La grève reconductible a enfin démarré début juin, lorsque les cheminot-es pouvaient avoir l’impression que toutes les organisations syndicales représentatives la voulaient, CGT, UNSA, SUD-Rail, CFDT et aussi FO dans plusieurs régions où elle a gagné sa représentativité. Bien sûr, la CFDT a levé son préavis avant le début de la grève, et l’UNSA s’est différenciée en y appelant la première journée, sans toutefois mettre en grève les maîtrises et cadres où elle est influente.
Après deux semaines de reconductible, plus pour certain-es ayant démarré avant, la grève s’essouffle, victime aussi de la propagande CFDT et UNSA annonçant des « avancées », de la direction SNCF multipliant les actes illégaux compliquant les déclarations d’intention de faire grève, de la publication des textes présentés comme définitifs et à signer, du matraquage des médias et du gouvernement affirmant ne pas comprendre pourquoi la grève continuait puisque les cheminot-es avaient obtenu ce qu’ils voulaient, et même « plus que ce qu’ils avaient avant » !
Les trois niveaux de réglementation présentent de grandes régressions sociales et de sécurité :
Le décret, dit socle, rédigé par le gouvernement, reste proche du code du travail. Il s’applique à tous les salarié-e-s du ferroviaire, du voyageur et du fret, public et privé.
La convention collective nationale concerne tou-te-s les salarié-e-s de la branche ferroviaire. Négociée avec l’UTP, l’Union des Transports Publics de voyageurs (routier et ferroviaire), elle améliore peu les conditions de travail par blocage du patronat qui veut, selon lui, préserver la survie économique des entreprises. Ce bas niveau des obligations légales des entreprises permet une concurrence accrue, un dumping social et une fragilisation de la SNCF moins concurrentielle… de façon d’autant plus accru que l’écart s’avère important avec la réglementation SNCF.
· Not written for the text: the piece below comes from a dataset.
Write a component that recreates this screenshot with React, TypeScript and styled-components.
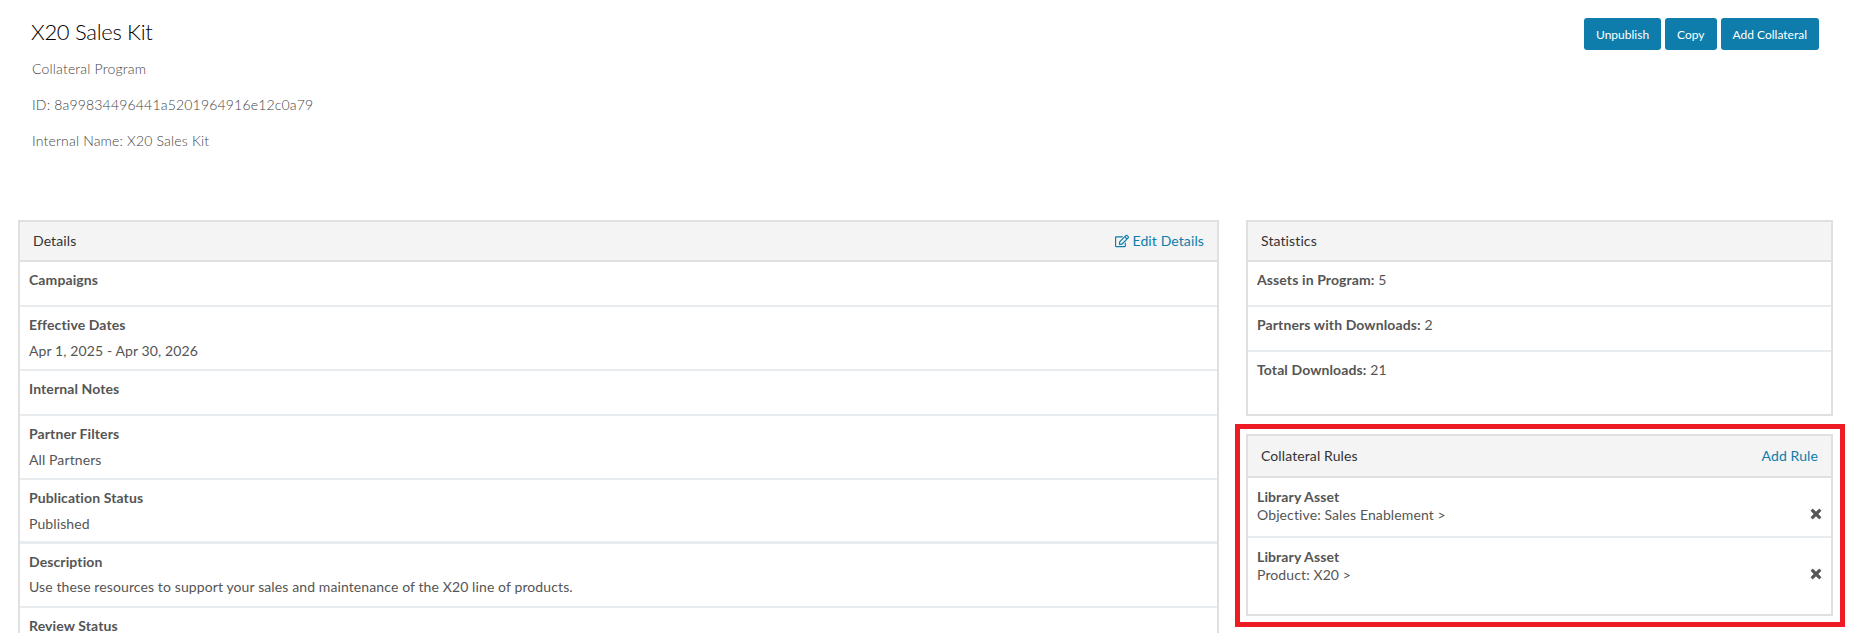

L’accord d’entreprise ne s’applique qu’à la SNCF. La direction annonçait une refonte profonde de la réglementation actuelle pour faire face à la concurrence non soumise aux mêmes règles. Finalement, l’accord se rapproche du règlement actuel, sous la pression des cheminot-e-s et par la volonté du gouvernement de passer par-dessus la SNCF pour lâcher du lest et faire reprendre le travail afin de sauver sa loi travail, comme il l’a fait pour les intermittent-es du spectacle et les heures supplémentaires des routiers.
Voici quelques exemples de différence entre les textes qui, dans le cadre de la hiérarchie actuelle des normes ne peuvent être qu’un accord d’entreprise améliorant la convention collective, elle-même meilleure que le décret :
Un certain nombre de repos double (deux jours de suite) sont garantis dans l’année : 30 (dont 14 dimanches) par le décret, 39 (dont 14 dimanches) pour la branche et 52 (dont 22 dimanches) à la SNCF.
La convention collective permet de ne pas commencer et finir sa journée de travail au lieu principal d’affectation, mais ailleurs, dans un lieu à moins de 45 minutes. Le décret socle ne dit rien sur les lieux de début et fin. La SNCF ne s’interdit pas de pratiquer ainsi.
L’accord d’entreprise SNCF, même très proche de la réglementation actuelle dans de nombreux articles, n’est pas acceptable car il introduit par exemple le forfait jour pour l’encadrement et, surtout, comprend l’article 49 qui s’inspire du projet de loi Travail. En s’appuyant sur des notions vagues comme les « spécificités de service, tableaux de service et tableaux de roulement », un chef local d’établissement peut « aménager certaines limites de l’accord » SNCF, en respectant toutefois la convention collective. Il lui suffit d’obtenir l’accord de la majorité en nombre des organisations signataires de l’accord SNCF.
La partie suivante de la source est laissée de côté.